Bruce Kent

CND Now More Than Ever

The Story of a Peace Movement

Kate Hudson


2005, Vision Paperbacks, 278 pp, illus. £10.99


This is a doubly impressive book. Not only has the author a demanding academic day job, but she is also the elected chair of CND, a time-consuming and demanding responsibility. That she has found time to write it is in itself a minor miracle. It is a valuable addition to the previous histories of CND. Written in a straightforward and understandable style, it recounts the history of CND and indeed back to 1945 with the dropping of the bombs on Hiroshima and Nagasaki. An index and a series of reference notes are especially helpful.

The deliberate killing of civilians is what we now call terrorism but was in 1945 an act of government. The decision to use the bomb on undefended cities led to the resignation of Joseph Rotblat from the atom bomb's research team. He is now a Nobel Prizewinner. Admiral Leahy, President Truman's Chief of Staff, said later: "It is my opinion that the use of this barbarous weapon… was of no material assistance in our war against Japan. In being the first to use it we had adopted an ethical standard common to the barbarians of the dark ages."

Even today our media persists in claiming that the use of the atomic bombs was the only way to bring World War Two to an end. Kate Hudson clearly sets out the reasons why this is quite untrue.

The book's seven chapters cover all the major figures and features of CND history: the Aldermaston marches, Russell-Collins tribal warfare, the consequences of the Vietnam war, the hot Cold War of the 1980s, Greenham, Edward Thompson and END, and eventually Gorbachev. It is good to be reminded that Macmillan even offered to remove Thor missiles from Britain if that would help to defuse the crisis over Cuba in 1962.

Kate Hudson's account includes the International Court of Justice ruling of 1996 on the illegality of nuclear weapons, the centenary Hague peace conference of 1999, largely ignored by the media, and takes us up to the Iraq war and its consequences. She does not have to justify CND's involvement in the massive public opposition to that war. After all, the excuse for waging it was supposed to be Iraq's alleged possession of weapons of mass destruction, though they still await discovery.

We also still await a response from the Prosecutor of the International Criminal Court to the evidence submitted to him in support of the claim that Blair and his colleagues were guilty of criminal activity. He has at least already said that the allegations are being given “deserved weight” by his investigators.

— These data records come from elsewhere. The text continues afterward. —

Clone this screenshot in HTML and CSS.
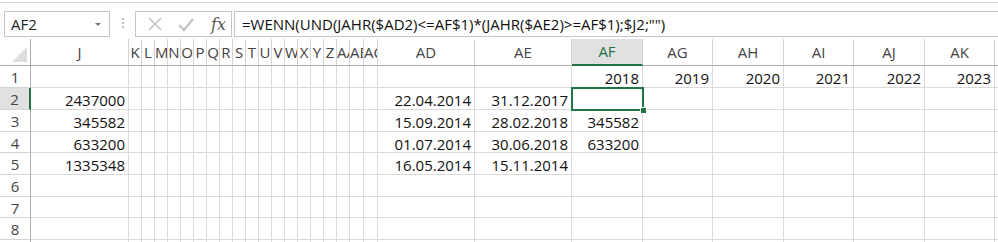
FILE: index.html
```html
<!DOCTYPE html>
<html lang="de">
<head>
  <meta charset="UTF-8" />
  <title>Tabelle</title>
  <link rel="stylesheet" href="styles.css">
</head>
<body>
  <div class="topbar">
    <div class="namebox">
      <span>AF2</span>
      <span class="arrow"></span>
    </div>
    <div class="grip"><i></i><i></i><i></i></div>
    <div class="fxbox">
      <svg class="ico" width="16" height="16" viewBox="0 0 16 16"><path d="M2 2 L14 14 M14 2 L2 14" stroke="#c4c4c4" stroke-width="1.6" fill="none"/></svg>
      <svg class="ico" width="18" height="16" viewBox="0 0 18 16"><path d="M2 9 L7 14 L16 3" stroke="#c4c4c4" stroke-width="2.4" fill="none"/></svg>
      <span class="fx">fx</span>
    </div>
    <div class="formula">=WENN(UND(JAHR($AD2)&lt;=AF$1)*(JAHR($AE2)&gt;=AF$1);$J2;"")</div>
  </div>

  <div class="sheet" id="sheet"></div>

  <script>
    // Spalten
    const cols = ['J','K','L','M','N','O','P','Q','R','S','T','U','V','W','X','Y','Z','AA','AB','AC','AD','AE','AF','AG','AH','AI','AJ','AK',''];
    // Werte
    const data = {
      1: { AF: '2018', AG: '2019', AH: '2020', AI: '2021', AJ: '2022', AK: '2023' },
      2: { J: '2437000', AD: '22.04.2014', AE: '31.12.2017' },
      3: { J: '345582', AD: '15.09.2014', AE: '28.02.2018', AF: '345582' },
      4: { J: '633200', AD: '01.07.2014', AE: '30.06.2018', AF: '633200' },
      5: { J: '1335348', AD: '16.05.2014', AE: '15.11.2014' }
    };
    const sel = { col: 'AF', row: 2 };
    const sheet = document.getElementById('sheet');

    function cell(cls, text) {
      const el = document.createElement('div');
      el.className = cls;
      if (text) el.textContent = text;
      sheet.appendChild(el);
      return el;
    }

    cell('corner');
    cols.forEach(c => cell('colhead' + (c === sel.col ? ' active' : ''), c));

    for (let r = 1; r <= 9; r++) {
      cell('rowhead' + (r === sel.row ? ' active' : ''), String(r));
      cols.forEach(c => {
        const v = (data[r] || {})[c];
        const el = cell('cell', v);
        if (r === sel.row && c === sel.col) {
          el.classList.add('selected');
          const handle = document.createElement('span');
          handle.className = 'handle';
          el.appendChild(handle);
        }
      });
    }
  </script>
</body>
</html>
```

FILE: styles.css
```css
body { margin: 0; background: #fff; font-family: "Open Sans", "Liberation Sans", sans-serif; font-size: 15px; color: #111; overflow: hidden }

/* Formelleiste */
.topbar { display: flex; align-items: flex-start; height: 39px; box-sizing: border-box; padding-top: 9px; border-top: 2px solid #fff; box-shadow: inset 0 1px 0 #d6d6d6 }
.namebox { display: flex; align-items: center; justify-content: space-between; width: 106px; height: 26px; margin-left: 4px; padding: 0 8px 0 6px; box-sizing: border-box; border: 1px solid #c6c6c6; color: #222 }
.namebox .arrow { width: 0; height: 0; border-left: 3px solid transparent; border-right: 3px solid transparent; border-top: 3px solid #777 }
.grip { display: flex; flex-direction: column; gap: 2px; width: 25px; align-items: center; padding-top: 7px }
.grip i { width: 2px; height: 2px; background: #bbb }
.fxbox { display: flex; align-items: center; gap: 14px; width: 97px; height: 26px; box-sizing: border-box; padding-left: 11px; border: 1px solid #c6c6c6 }
.fxbox .fx { font-family: "DejaVu Serif", "Liberation Serif", serif; font-style: italic; font-size: 16px; color: #555; margin-left: 2px }
.formula { flex: 1; height: 26px; margin-left: 2px; padding-left: 7px; box-sizing: border-box; border: 1px solid #c6c6c6; border-right: 0; line-height: 24px; color: #111; white-space: nowrap }

/* Tabelle */
.sheet { display: grid; grid-template-columns: 31px 98px repeat(17, 13px) 14px 14px 97px 97px 71px 70px 71px 70px 71px 70px 1fr; grid-template-rows: 27px 22px 22px 22px 21px 22px 22px 21px 22px 22px }
.sheet > div { box-sizing: border-box; border-right: 1px solid #dadada; border-bottom: 1px solid #dadada; overflow: hidden; white-space: nowrap }

.corner { position: relative; border-color: #ababab !important }
.corner::after { content: ""; position: absolute; right: 3px; bottom: 3px; border-left: 15px solid transparent; border-bottom: 15px solid #dedede }
.colhead { text-align: center; line-height: 27px; color: #444; border-bottom-color: #ababab !important; border-right-color: #d4d4d4 !important }
.rowhead { text-align: center; line-height: 22px; color: #444; border-right-color: #ababab !important; border-bottom-color: #d4d4d4 !important }
.colhead.active { background: #e1e1e1; color: #217346; border-bottom: 2px solid #217346 !important; line-height: 25px }
.rowhead.active { background: #e1e1e1; border-right: 2px solid #217346 !important }

.cell { text-align: right; padding: 2px 3px 0 0; line-height: 20px }
.cell.selected { position: relative; overflow: visible; border: 0; outline: 2px solid #217346; outline-offset: -1px }
.handle { position: absolute; right: -4px; bottom: -4px; width: 5px; height: 5px; background: #217346; border: 1px solid #fff }
```
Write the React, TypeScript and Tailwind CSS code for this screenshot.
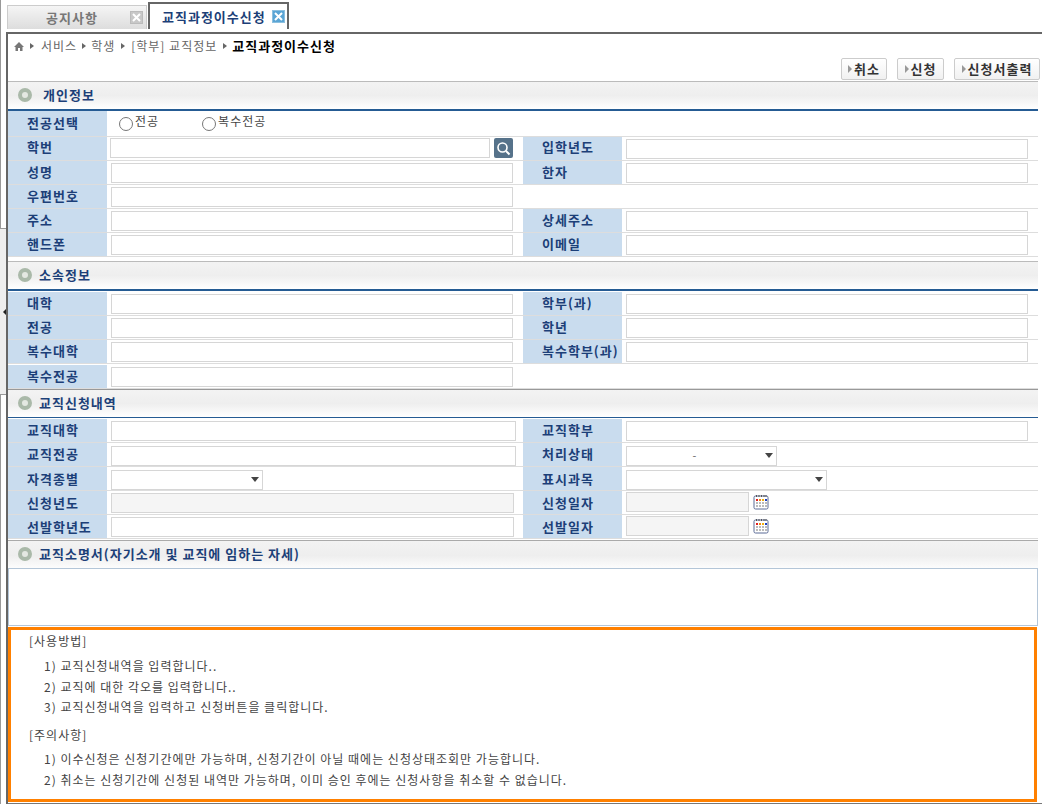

This is a humbling book. Over the years there has been so much effective and imaginative campaigning, often undertaken at personal sacrifice by thousands of people involved in CND and related organisations, who have never hit the headlines. This is their history. The author concludes by saying that today we must work with many organisations to bring about "a sea change" in popular attitudes in favour of "a world of peace and social justice free from the fear of nuclear annihilation".

With Blair, ignoring his legal obligations to negotiate the elimination of all nuclear weapons everywhere, but anxious for a new generation of British nuclear weapons in perhaps 20 years time, and the United States developing its nuclear bunker-busters and promoting pre-emptive war, there is much yet to be done. This book will encourage and enthuse new generations who will learn from the successes and failures of those who went before.